### GIVEN MATERIAL
>>
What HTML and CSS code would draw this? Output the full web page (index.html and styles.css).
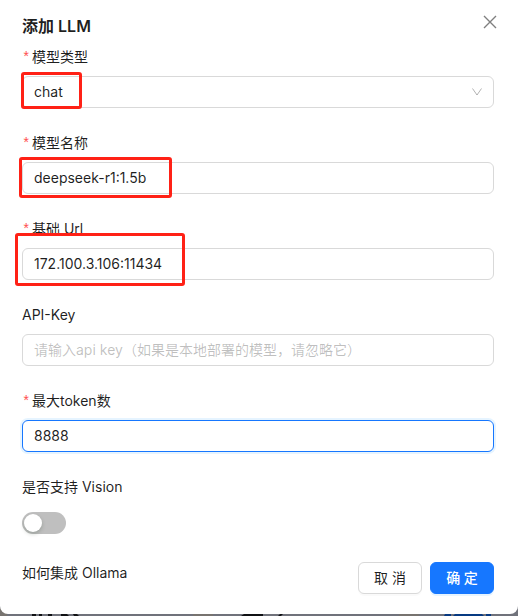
FILE: index.html
```html
<!DOCTYPE html>
<html lang="zh-CN">
<head>
  <meta charset="utf-8">
  <meta name="viewport" content="width=device-width, initial-scale=1">
  <title>添加 LLM</title>
  <link rel="stylesheet" href="styles.css">
</head>
<body>
  <main class="dialog" role="dialog" aria-labelledby="title">
    <header class="header">
      <h1 class="title" id="title">添加 LLM</h1>
      <button class="close" type="button" aria-label="关闭">
        <svg width="14" height="14" viewBox="0 0 14 14" fill="none" stroke="currentColor" stroke-width="1.4"><path d="M1 1 13 13M13 1 1 13"/></svg>
      </button>
    </header>
    <form>
      <div class="field">
        <label class="label required" for="type">模型类型</label>
        <div class="control">
          <select class="input select" id="type"><option>chat</option></select>
          <svg class="arrow" width="12" height="12" viewBox="0 0 12 12" fill="none" stroke="currentColor"><path d="M1.500 2.500 6 9 10.500 2.500"/></svg>
        </div>
        <span class="mark mark-type"></span>
      </div>
      <div class="field">
        <label class="label required" for="name">模型名称</label>
        <input class="input" id="name" type="text" value="deepseek-r1:1.5b">
        <span class="mark mark-name"></span>
      </div>
      <div class="field">
        <label class="label required" for="url">基础 Url</label>
        <input class="input" id="url" type="text" value="172.100.3.106:11434">
        <span class="mark mark-url"></span>
      </div>
      <div class="field">
        <label class="label" for="key">API-Key</label>
        <input class="input" id="key" type="text" placeholder="请输入api key（如果是本地部署的模型，请忽略它）">
      </div>
      <div class="field">
        <label class="label required" for="tokens">最大token数</label>
        <input class="input active" id="tokens" type="text" value="8888">
      </div>
      <div class="field">
        <label class="label" for="vision">是否支持 Vision</label>
        <div class="switch-row"><input class="switch" id="vision" type="checkbox" role="switch"></div>
      </div>
      <footer class="footer">
        <a class="help" href="#">如何集成 Ollama</a>
        <div class="actions">
          <button class="button" type="button">取 消</button>
          <button class="button primary" type="submit">确 定</button>
        </div>
      </footer>
    </form>
  </main>
  <svg class="backdrop" height="8" aria-hidden="true">
    <path fill="#77736f" d="M0 0h7v8H0zM193 0h20v8h-20zM399 0h20v8h-20z"/>
    <path fill="#101114" d="M32 6h4v2h-4zM39 6h3v2h-3zM48 6h4v2h-4zM61 6h6l2 2h-8zM73 6h4l2 2h-5zM244 6h19v2h-22zM280 6h3l-2 2h-3z"/>
    <path fill="#073a82" d="M445 6h6v2h-7zM455 6h27l2 2h-31zM486 6h5v2h-5z"/>
  </svg>
</body>
</html>
```
FILE: styles.css
```css
* {
  box-sizing: border-box;
}

body {
  margin: 0;
  background: #70727b;
  color: rgba(0, 0, 0, 0.88);
  font: 14px/22px Inter, "Noto Sans CJK SC", sans-serif;
  overflow: hidden;
}

button,
input,
select {
  font: inherit;
  color: inherit;
}

.dialog {
  position: relative;
  padding: 14px 24px 20px 22px;
  background: #fff;
  border-radius: 0 0 8px 8px;
}

.header {
  display: flex;
  justify-content: space-between;
  align-items: flex-start;
  margin-bottom: 8px;
}

.title {
  margin: 0;
  font-size: 16px;
  line-height: 24px;
  font-weight: 600;
}

.close {
  display: flex;
  margin: 1px -3px 0 0;
  padding: 0;
  border: 0;
  background: none;
  color: rgba(0, 0, 0, 0.5);
}

.field {
  position: relative;
  margin-bottom: 24px;
}

.label {
  display: block;
  height: 22px;
  margin-bottom: 8px;
}

.required::before {
  content: "*";
  display: inline-block;
  width: 7px;
  margin-right: 3px;
  color: #ff4d4f;
  font: 14px/14px "Liberation Mono", monospace;
}

.control {
  position: relative;
}

.input {
  display: block;
  width: 100%;
  height: 32px;
  padding: 3px 11px 5px;
  border: 1px solid #d9d9d9;
  border-radius: 6px;
  background: #fff;
  outline: 0;
}

.input::placeholder {
  color: rgba(0, 0, 0, 0.25);
  opacity: 1;
}

.select {
  appearance: none;
  padding: 4px 11px;
}

.arrow {
  position: absolute;
  top: 10px;
  right: 11px;
  color: rgba(0, 0, 0, 0.3);
  pointer-events: none;
}

.active {
  border-color: #1677ff;
  box-shadow: 0 0 0 2px rgba(5, 145, 255, 0.1);
}

/* Red highlight frames laid over the fields */
.mark {
  position: absolute;
  border: 3px solid #ff2116;
  border-radius: 3px;
  pointer-events: none;
}

.mark-type {
  top: 26px;
  left: -1px;
  width: 61px;
  height: 37px;
}

.mark-name {
  top: 25px;
  left: -3px;
  width: 153px;
  height: 41px;
}

.mark-url {
  top: 15px;
  left: -7px;
  width: 170px;
  height: 53px;
}

.switch-row {
  display: flex;
  height: 32px;
  padding-top: 6px;
}

.switch {
  appearance: none;
  width: 44px;
  height: 22px;
  margin: 0;
  padding: 2px;
  border-radius: 11px;
  background: #bfbfbf;
}

.switch::before {
  content: "";
  display: block;
  width: 18px;
  height: 18px;
  border-radius: 50%;
  background: #fff;
  box-shadow: 0 2px 4px rgba(0, 35, 11, 0.2);
}

.switch:checked {
  background: #1677ff;
}

.switch:checked::before {
  margin-left: auto;
}

.footer {
  display: flex;
  justify-content: space-between;
}

.help {
  color: inherit;
  text-decoration: none;
}

.actions {
  display: flex;
  gap: 8px;
}

.button {
  min-width: 64px;
  height: 32px;
  padding: 4px 14px;
  border: 1px solid #d9d9d9;
  border-radius: 6px;
  background: #fff;
  box-shadow: 0 2px 0 rgba(0, 0, 0, 0.02);
}

.primary {
  border-color: #1677ff;
  background: #1677ff;
  box-shadow: 0 2px 0 rgba(5, 145, 255, 0.1);
  color: #fff;
  font-weight: 500;
}

.backdrop {
  display: block;
  width: 100%;
  margin-top: -6px;
}
```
<<
### OBJECTIVE
Working from the material above, transcribe it exactly while omitting pictures.

### FULL OUTPUT
What HTML and CSS code would draw this? Output the full web page (index.html and styles.css).
FILE: index.html
```html
<!DOCTYPE html>
<html lang="zh-CN">
<head>
  <meta charset="utf-8">
  <meta name="viewport" content="width=device-width, initial-scale=1">
  <title>添加 LLM</title>
  <link rel="stylesheet" href="styles.css">
</head>
<body>
  <main class="dialog" role="dialog" aria-labelledby="title">
    <header class="header">
      <h1 class="title" id="title">添加 LLM</h1>
      <button class="close" type="button" aria-label="关闭">
        <svg width="14" height="14" viewBox="0 0 14 14" fill="none" stroke="currentColor" stroke-width="1.4"><path d="M1 1 13 13M13 1 1 13"/></svg>
      </button>
    </header>
    <form>
      <div class="field">
        <label class="label required" for="type">模型类型</label>
        <div class="control">
          <select class="input select" id="type"><option>chat</option></select>
          <svg class="arrow" width="12" height="12" viewBox="0 0 12 12" fill="none" stroke="currentColor"><path d="M1.500 2.500 6 9 10.500 2.500"/></svg>
        </div>
        <span class="mark mark-type"></span>
      </div>
      <div class="field">
        <label class="label required" for="name">模型名称</label>
        <input class="input" id="name" type="text" value="deepseek-r1:1.5b">
        <span class="mark mark-name"></span>
      </div>
      <div class="field">
        <label class="label required" for="url">基础 Url</label>
        <input class="input" id="url" type="text" value="172.100.3.106:11434">
        <span class="mark mark-url"></span>
      </div>
      <div class="field">
        <label class="label" for="key">API-Key</label>
        <input class="input" id="key" type="text" placeholder="请输入api key（如果是本地部署的模型，请忽略它）">
      </div>
      <div class="field">
        <label class="label required" for="tokens">最大token数</label>
        <input class="input active" id="tokens" type="text" value="8888">
      </div>
      <div class="field">
        <label class="label" for="vision">是否支持 Vision</label>
        <div class="switch-row"><input class="switch" id="vision" type="checkbox" role="switch"></div>
      </div>
      <footer class="footer">
        <a class="help" href="#">如何集成 Ollama</a>
        <div class="actions">
          <button class="button" type="button">取 消</button>
          <button class="button primary" type="submit">确 定</button>
        </div>
      </footer>
    </form>
  </main>
  <svg class="backdrop" height="8" aria-hidden="true">
    <path fill="#77736f" d="M0 0h7v8H0zM193 0h20v8h-20zM399 0h20v8h-20z"/>
    <path fill="#101114" d="M32 6h4v2h-4zM39 6h3v2h-3zM48 6h4v2h-4zM61 6h6l2 2h-8zM73 6h4l2 2h-5zM244 6h19v2h-22zM280 6h3l-2 2h-3z"/>
    <path fill="#073a82" d="M445 6h6v2h-7zM455 6h27l2 2h-31zM486 6h5v2h-5z"/>
  </svg>
</body>
</html>
```
FILE: styles.css
```css
* {
  box-sizing: border-box;
}

body {
  margin: 0;
  background: #70727b;
  color: rgba(0, 0, 0, 0.88);
  font: 14px/22px Inter, "Noto Sans CJK SC", sans-serif;
  overflow: hidden;
}

button,
input,
select {
  font: inherit;
  color: inherit;
}

.dialog {
  position: relative;
  padding: 14px 24px 20px 22px;
  background: #fff;
  border-radius: 0 0 8px 8px;
}

.header {
  display: flex;
  justify-content: space-between;
  align-items: flex-start;
  margin-bottom: 8px;
}

.title {
  margin: 0;
  font-size: 16px;
  line-height: 24px;
  font-weight: 600;
}

.close {
  display: flex;
  margin: 1px -3px 0 0;
  padding: 0;
  border: 0;
  background: none;
  color: rgba(0, 0, 0, 0.5);
}

.field {
  position: relative;
  margin-bottom: 24px;
}

.label {
  display: block;
  height: 22px;
  margin-bottom: 8px;
}

.required::before {
  content: "*";
  display: inline-block;
  width: 7px;
  margin-right: 3px;
  color: #ff4d4f;
  font: 14px/14px "Liberation Mono", monospace;
}

.control {
  position: relative;
}

.input {
  display: block;
  width: 100%;
  height: 32px;
  padding: 3px 11px 5px;
  border: 1px solid #d9d9d9;
  border-radius: 6px;
  background: #fff;
  outline: 0;
}

.input::placeholder {
  color: rgba(0, 0, 0, 0.25);
  opacity: 1;
}

.select {
  appearance: none;
  padding: 4px 11px;
}

.arrow {
  position: absolute;
  top: 10px;
  right: 11px;
  color: rgba(0, 0, 0, 0.3);
  pointer-events: none;
}

.active {
  border-color: #1677ff;
  box-shadow: 0 0 0 2px rgba(5, 145, 255, 0.1);
}

/* Red highlight frames laid over the fields */
.mark {
  position: absolute;
  border: 3px solid #ff2116;
  border-radius: 3px;
  pointer-events: none;
}

.mark-type {
  top: 26px;
  left: -1px;
  width: 61px;
  height: 37px;
}

.mark-name {
  top: 25px;
  left: -3px;
  width: 153px;
  height: 41px;
}

.mark-url {
  top: 15px;
  left: -7px;
  width: 170px;
  height: 53px;
}

.switch-row {
  display: flex;
  height: 32px;
  padding-top: 6px;
}

.switch {
  appearance: none;
  width: 44px;
  height: 22px;
  margin: 0;
  padding: 2px;
  border-radius: 11px;
  background: #bfbfbf;
}

.switch::before {
  content: "";
  display: block;
  width: 18px;
  height: 18px;
  border-radius: 50%;
  background: #fff;
  box-shadow: 0 2px 4px rgba(0, 35, 11, 0.2);
}

.switch:checked {
  background: #1677ff;
}

.switch:checked::before {
  margin-left: auto;
}

.footer {
  display: flex;
  justify-content: space-between;
}

.help {
  color: inherit;
  text-decoration: none;
}

.actions {
  display: flex;
  gap: 8px;
}

.button {
  min-width: 64px;
  height: 32px;
  padding: 4px 14px;
  border: 1px solid #d9d9d9;
  border-radius: 6px;
  background: #fff;
  box-shadow: 0 2px 0 rgba(0, 0, 0, 0.02);
}

.primary {
  border-color: #1677ff;
  background: #1677ff;
  box-shadow: 0 2px 0 rgba(5, 145, 255, 0.1);
  color: #fff;
  font-weight: 500;
}

.backdrop {
  display: block;
  width: 100%;
  margin-top: -6px;
}
```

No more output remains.